Equivalent Water Resistivity Synonyms and Related Terminology
Equivalent water resistivity is also referenced as:
- Rwe — the universal abbreviation used in petrophysical software, formation evaluation reports, and log mnemonics; distinguished from Rw (true formation water resistivity) in careful notation
- SP-derived Rw — used informally when the distinction between Rwe and Rw is not considered important in a specific context; strictly speaking, SP logs give Rwe not Rw until ionic correction is applied
- NaCl-equivalent resistivity of formation water — the full descriptive term used in technical papers when precision about the measurement concept is needed
Related terms: spontaneous potential, SPA, formation water resistivity, Archie equation, water saturation
Frequently Asked Questions
How does temperature affect Rwe calculation?

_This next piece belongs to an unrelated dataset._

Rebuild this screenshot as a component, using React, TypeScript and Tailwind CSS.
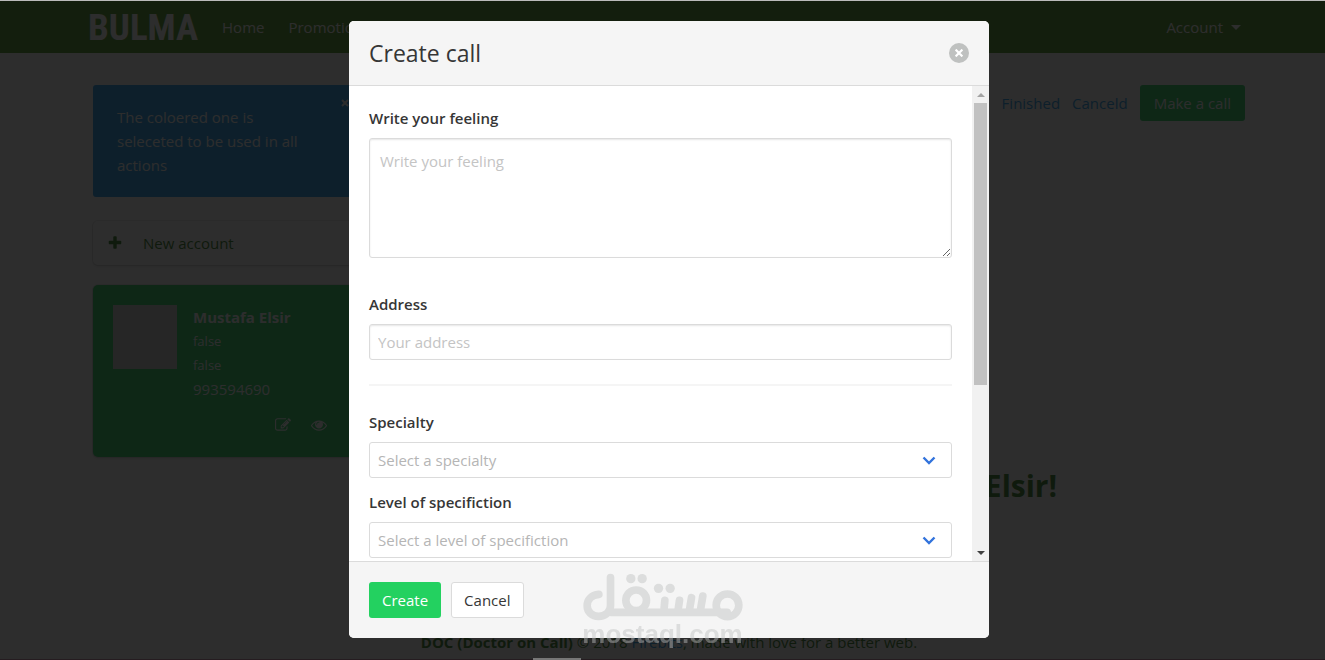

The SP constant K increases with temperature: approximately 71 mV at 25°C, 75 mV at 50°C, and 87 mV at 150°C. Using the 25°C value of K in a hot formation underestimates K and therefore underestimates the SSP corresponding to a given Rwe, causing the SP-derived Rwe to be higher than the true value. This translates to an underestimate of formation water salinity and overestimate of Rw in the Archie equation, potentially causing a water-bearing zone to be misclassified as hydrocarbon-bearing if the temperature correction is omitted. Correct SP analysis always uses the formation temperature (from the temperature log or estimated from the geothermal gradient) when computing K.
Can Rwe be used in oil-bearing formations?
Yes, but with caution. In an oil-bearing formation, the pore space contains both oil and formation water; the formation water occupying only part of the pore space creates a lower effective conductive volume than in a fully water-saturated formation. This reduced water volume concentrates the clay membrane potential relative to the liquid-junction potential, reducing the measured SP deflection below the SSP that would occur if the same formation were fully water-saturated. SP-derived Rwe in an oil-bearing formation therefore overestimates Rw by an amount proportional to the water saturation reduction. This SP reduction by hydrocarbons can be corrected using iterative Archie-SP loop calculations, but the correction requires knowing Sw to apply the correction, which requires knowing Rw — creating a circular dependence that requires an initial Rw estimate from a water-bearing reference zone.
Why Equivalent Water Resistivity Matters in Oil and Gas
Formation water resistivity is the single most important parameter in Archie water saturation calculation, and any error in Rw is directly amplified into the water saturation result. Equivalent water resistivity from the SP log provides the most widely available and most cost-effective method for determining Rw in wells without formation water samples, making it the foundation of petrophysical evaluation in legacy well re-analysis, basin-wide salinity mapping, and exploration well formation evaluation where sampling is infeasible or impractical. The reliability of proved reserve volumes, net-pay determinations, and fluid contact interpretations across millions of wells in the global well inventory depends, at its foundation, on accurate derivation and application of Rwe from SP logs. Understanding the assumptions, corrections, and limitations of the Rwe concept is therefore a core professional competency for every practising petrophysicist.